Amplifiers are everywhere. Mostly associated with musical instruments, amplifiers can also be found in your telephone, clock radio or even a hearing aid – basically anything that emits sound. The main purpose of any amplifier, big or small, is to raise the level or amplitude of an electronic signal so you can hear it…plain and simple. So how does it all work? Let’s take a look inside.
The starting point of any amp’s circuitry is the input. That’s where you plug in your microphone, guitar or any other source. From the input, the signal is carried through an electrically powered circuit and amplified. At the end of this signal path is the output where the enhanced sound enters speakers, headphones or another amplifier.
As you sing or play an instrument, sound waves are created by the vibrations. For example, when you pluck a guitar string, these vibrations are converted into a low voltage electrical current by microphones and electrical guitar pickups. A pre-amp then boosts the electrical current into a usable signal and can also enhance the best qualities of this signal, such as more bass or treble. This signal is still too weak to vibrate the cones of a speaker. That’s where a power amplifier comes in. It gives the signal enough energy to move the speaker cones and create the sound we hear. Sometimes the power amplifier is built into the speaker cabinet or it comes as a separate unit called a head. The head can be used to power one or more separate speaker cabinets. The most common options available today are P.A. and studio speakers with built-in power amps.
The amp you choose depends on what you want to use it for. There are many different kinds of amplifiers because there are many different types of sources. Guitars, drums, keyboards and vocals all generate a variety of sounds and there are amplifiers especially suited to each of those applications. P.A. systems can also be used to amplify drums, vocals or even other amplifiers.
An amplifier comes with a set of specifications which tell you how it performs. They include frequency response, noise, gain and power. Frequency response reveals the amp’s ability to handle high, low and midrange sounds. Signal-to-noise ratio tells you how much electric hiss the circuits will add to the sound you are amplifying. Gain is measured in decibels (dB) and relates to the amplifiers ability to increase the power of the signal. The power of the amp itself is measure in watts. This tells you how loud the sound can get before it becomes distorted.

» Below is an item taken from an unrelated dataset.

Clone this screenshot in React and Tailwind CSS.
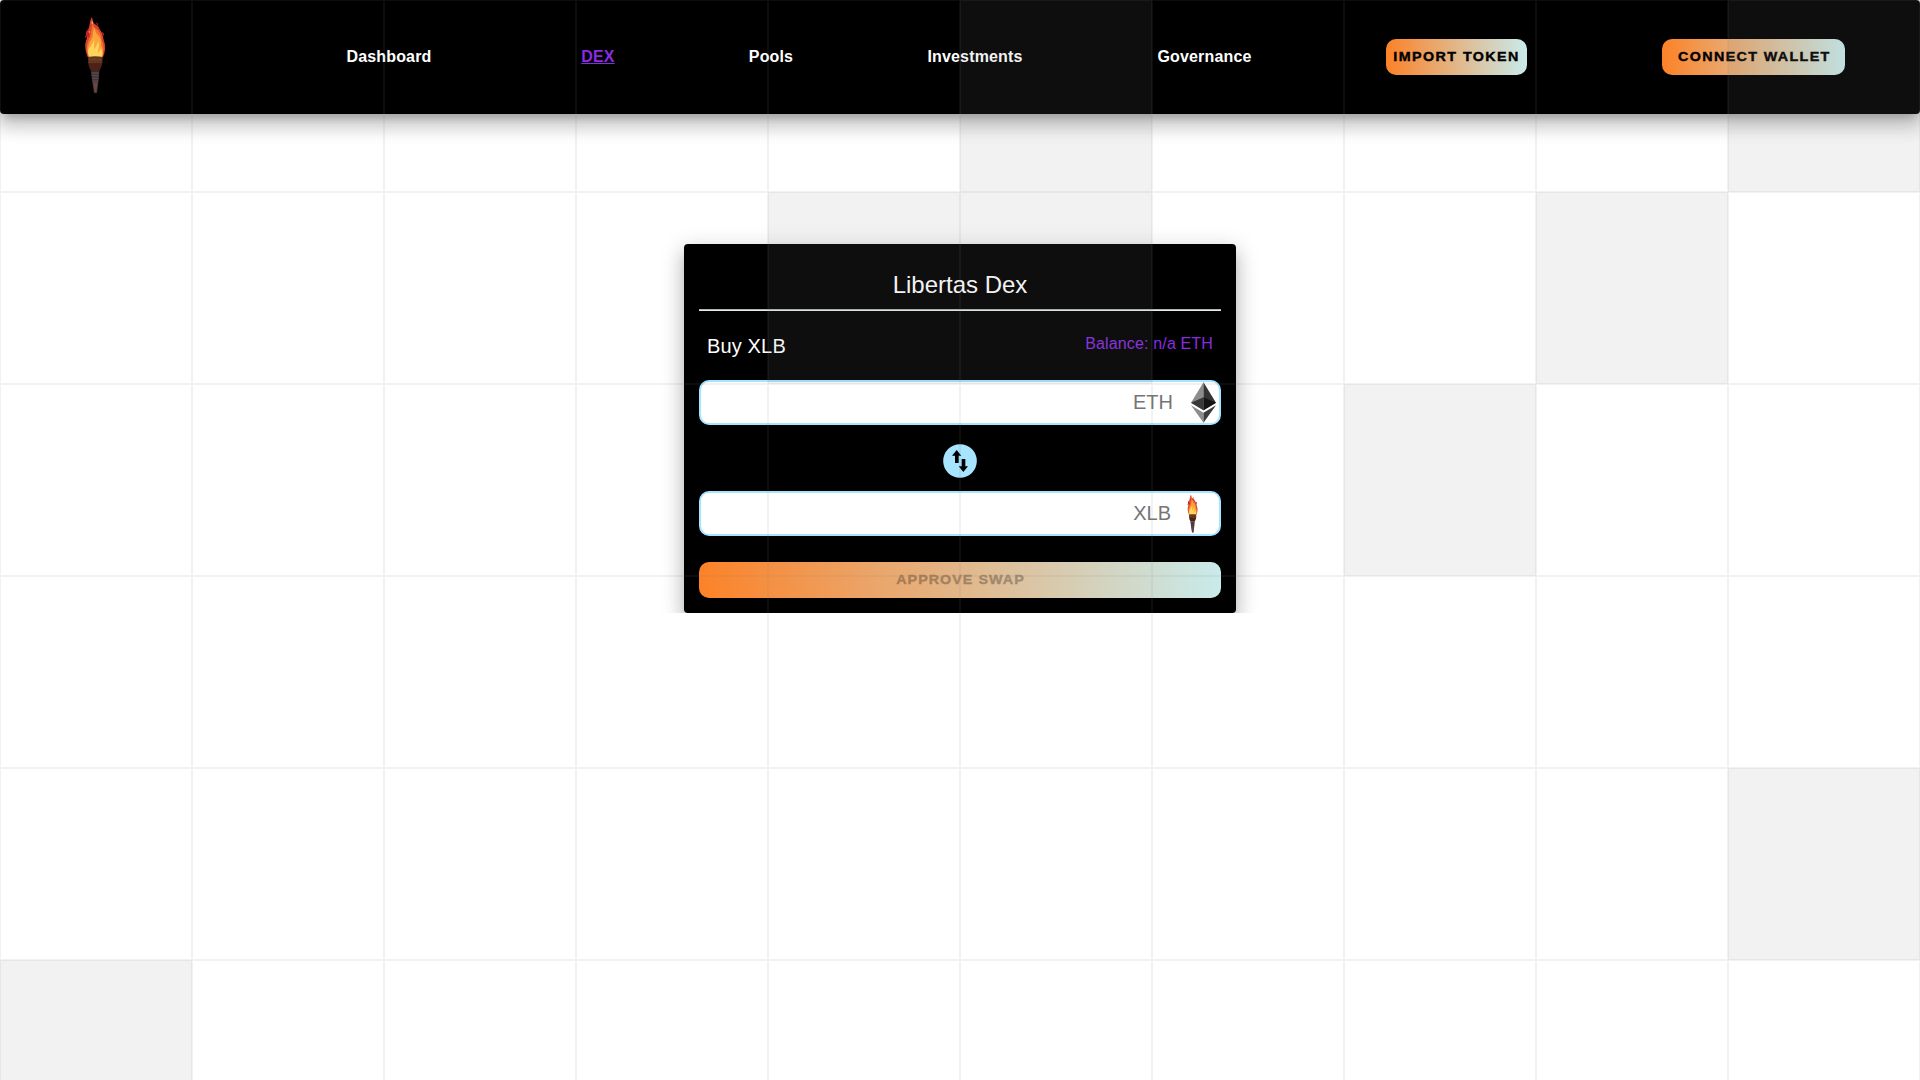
const HIGHLIGHTED = new Set([5, 9, 14, 15, 18, 27, 49, 50]);

function GridOverlay() {
  return (
    <div className="pointer-events-none absolute inset-0 z-20 grid auto-rows-[192px] grid-cols-10 overflow-hidden">
      {Array.from({ length: 60 }, (_, i) => (
        <div
          key={i}
          className={
            HIGHLIGHTED.has(i)
              ? "border border-[#8080801a] bg-[#8080801b]"
              : "border border-[#8080801a]"
          }
        />
      ))}
    </div>
  );
}

function Torch({ className }) {
  return (
    <svg viewBox="0 0 150 270" className={className} aria-hidden="true">
      <path d="M66 22 C58 32 61 45 55 57 C50 66 46 72 51 84 C42 104 46 122 53 141 L99 141 C106 124 108 108 101 90 C99 76 97 68 88 56 C86 44 71 46 69 33 Z" fill="#d8432c" />
      <path d="M52 60 C47 64 46 72 50 79 C57 87 60 78 58 70 C57 66 55 63 57 58 Z M79 37 L85 42 L83 46 L80 43 Z M96 65 L102 71 L100 79 L97 75 Z M47 76 L44 84 L49 81 Z" fill="#c32222" />
      <path d="M69 42 C62 58 65 72 58 86 C49 104 48 122 56 141 L97 141 C102 122 103 108 95 91 C95 76 88 64 80 58 C74 56 72 52 69 42 Z" fill="#f4742d" />
      <path d="M74 52 C66 66 72 78 63 90 C52 108 51 128 58 141 L96 141 C101 126 98 114 93 107 C95 92 91 83 84 76 C78 70 75 64 74 52 Z" fill="#fba53c" />
      <path d="M71 84 C75 97 60 107 55 120 C53 130 56 137 59 141 L94 141 C99 132 96 122 93 116 C89 122 86 125 84 128 C82 120 92 110 84 94 C82 106 76 110 74 118 C69 108 77 97 71 84 Z" fill="#ffd45c" />
      <path d="M65 34 L68 34 L69 43 L65 43 Z" fill="#ff9d8f" />
      <path d="M56 62 L61 65 L59 70 L56 67 Z" fill="#ff8a74" />
      <path d="M54 141 Q76 137 98 141 L97 160 L55 160 Z" fill="#63371f" />
      <path d="M55 157 L97 157 L95 169 Q90 178 88 184 L63 184 Q61 178 56 168 Z" fill="#4e2118" />
      <path d="M58 148 H94 M56 158 H97" stroke="#7b4d2b" strokeWidth="2.5" strokeDasharray="5 3" />
      <path d="M63 184 L88 184 L86 210 L81 249 L72 249 L66 210 Z" fill="#453435" />
      <path d="M64 189 H87 M65 197 H86 M66 205 H85 M67 213 H84" stroke="#57505a" strokeWidth="3" />
      <path d="M69 217 L83 217 L79 247 L74 247 Z" fill="#694640" />
    </svg>
  );
}

function EthLogo({ className }) {
  return (
    <svg viewBox="0 0 256 417" className={className} aria-hidden="true">
      <path fill="#343434" d="M127.96 0 125.17 9.5v275.67l2.79 2.79 127.96-75.64z" />
      <path fill="#8C8C8C" d="M127.96 0 0 212.32l127.96 75.64V154.16z" />
      <path fill="#3C3C3B" d="m127.96 312.19-1.57 1.92v98.2l1.57 4.6L256 236.59z" />
      <path fill="#8C8C8C" d="M127.96 416.9V312.19L0 236.59z" />
      <path fill="#141414" d="m127.96 287.96 127.96-75.64-127.96-58.16z" />
      <path fill="#393939" d="m0 212.32 127.96 75.64v-133.8z" />
    </svg>
  );
}

function SwapIcon() {
  return (
    <svg viewBox="0 0 102 102" className="h-[34px] w-[34px]" aria-hidden="true">
      <circle cx="51" cy="51" r="50.5" fill="#a6e4ff" />
      <path d="M41 18 L55 35 H47 V57 H36 V35 H27 Z" fill="#000" />
      <path d="M61 84 L47 67 H56 V45 H67 V67 H75 Z" fill="#000" />
    </svg>
  );
}

function GradientButton({ className, textClass, children }) {
  return (
    <button
      className={`flex h-9 items-center justify-center rounded-[10px] bg-[linear-gradient(90deg,#fc8228,#c8ebeb)] text-[13px] leading-6 font-bold whitespace-nowrap ${className}`}
    >
      <span className={`inline-block ${textClass}`}>{children}</span>
    </button>
  );
}

function TokenInput({ symbol, symbolClass, className, children }) {
  return (
    <div
      className={`flex h-[45px] items-center rounded-[10px] border-2 border-[#a6e4ff] bg-white ${className}`}
    >
      <input
        className={`min-w-0 flex-1 bg-transparent pb-[2px] text-right text-[20px] text-black outline-none placeholder:text-[#757575] ${symbolClass}`}
        placeholder={symbol}
      />
      {children}
    </div>
  );
}

function Header() {
  return (
    <header className="relative z-10 flex h-[114px] items-center rounded bg-black font-bold text-white shadow-[0_7px_8px_-4px_rgba(0,0,0,0.2),0_12px_17px_2px_rgba(0,0,0,0.14),0_5px_22px_4px_rgba(0,0,0,0.12)]">
      <a className="flex w-[190px] justify-center pb-[4px]">
        <Torch className="h-[90px] w-[50px]" />
      </a>
      <nav className="ml-[99px] flex text-center text-base tracking-[0.15px]">
        <a className="w-[200px]">Dashboard</a>
        <a className="w-[218px] text-[#8a2be2] underline">DEX</a>
        <a className="w-[128px]">Pools</a>
        <a className="w-[280px]">Investments</a>
        <a className="w-[179px]">Governance</a>
      </nav>
      <GradientButton className="ml-[92px] w-[141px] text-black" textClass="pl-px scale-x-[1.1] tracking-[1.3px] [-webkit-text-stroke:0.4px_#000]">
        IMPORT TOKEN
      </GradientButton>
      <GradientButton className="ml-[135px] w-[183px] text-black" textClass="pl-px scale-x-[1.1] tracking-[1.24px] [-webkit-text-stroke:0.4px_#000]">
        CONNECT WALLET
      </GradientButton>
    </header>
  );
}

function SwapCard() {
  return (
    <section className="mx-auto flex w-[552px] flex-col rounded bg-black px-[15px] pt-[25px] pb-[15px] text-white shadow-[0_7px_8px_-4px_rgba(0,0,0,0.2),0_12px_17px_2px_rgba(0,0,0,0.14),0_5px_22px_4px_rgba(0,0,0,0.12)]">
      <h1 className="pb-2 text-center text-[24px] leading-8">Libertas Dex</h1>
      <div className="h-[2px] border-t border-[#a9b4b4] bg-[#e6eded]" />
      <div className="mt-[19px] flex h-8 justify-between px-2">
        <h2 className="text-[20px] leading-8 tracking-[0.15px]">Buy XLB</h2>
        <p className="pt-[2px] text-base tracking-[0.15px] text-[#8a2be2]">Balance: n/a ETH</p>
      </div>
      <TokenInput symbol="ETH" className="mt-[18px] pr-[3px]" symbolClass="pr-[18px]">
        <EthLogo className="h-[41px] w-[25px]" />
      </TokenInput>
      <button className="mx-auto mt-[19px] h-[34px] w-[34px]">
        <SwapIcon />
      </button>
      <TokenInput symbol="XLB" className="mt-[13px] pr-[14px]" symbolClass="pr-[9px]">
        <Torch className="h-[45px] w-[25px]" />
      </TokenInput>
      <GradientButton className="mt-[26px] w-full" textClass="scale-x-[1.1] pl-px tracking-[0.95px] text-black opacity-[0.28] [-webkit-text-stroke:0.4px_#000]">
        APPROVE SWAP
      </GradientButton>
    </section>
  );
}

export default function App() {
  return (
    <div className="relative h-[1080px] w-full overflow-hidden bg-white font-['Liberation_Sans',Arial,sans-serif]">
      <Header />
      <main className="overflow-hidden pt-[130px]">
        <SwapCard />
      </main>
      <GridOverlay />
    </div>
  );
}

You must also pay attention to the inputs and outputs on your amplifier. Inputs come in a variety of gain levels which relate to the source you want to amplify; microphone, instrument or even a cd player. It’s important to match the output with the correct speakers to avoid damaging them or the amplifier.
Basically, every audio amplifier is a system of different components that work together and depend on one another, just as you depend on the amp to deliver sound. Amps allow us to listen and be heard when we sing or play, making our lives better one decibel at a time.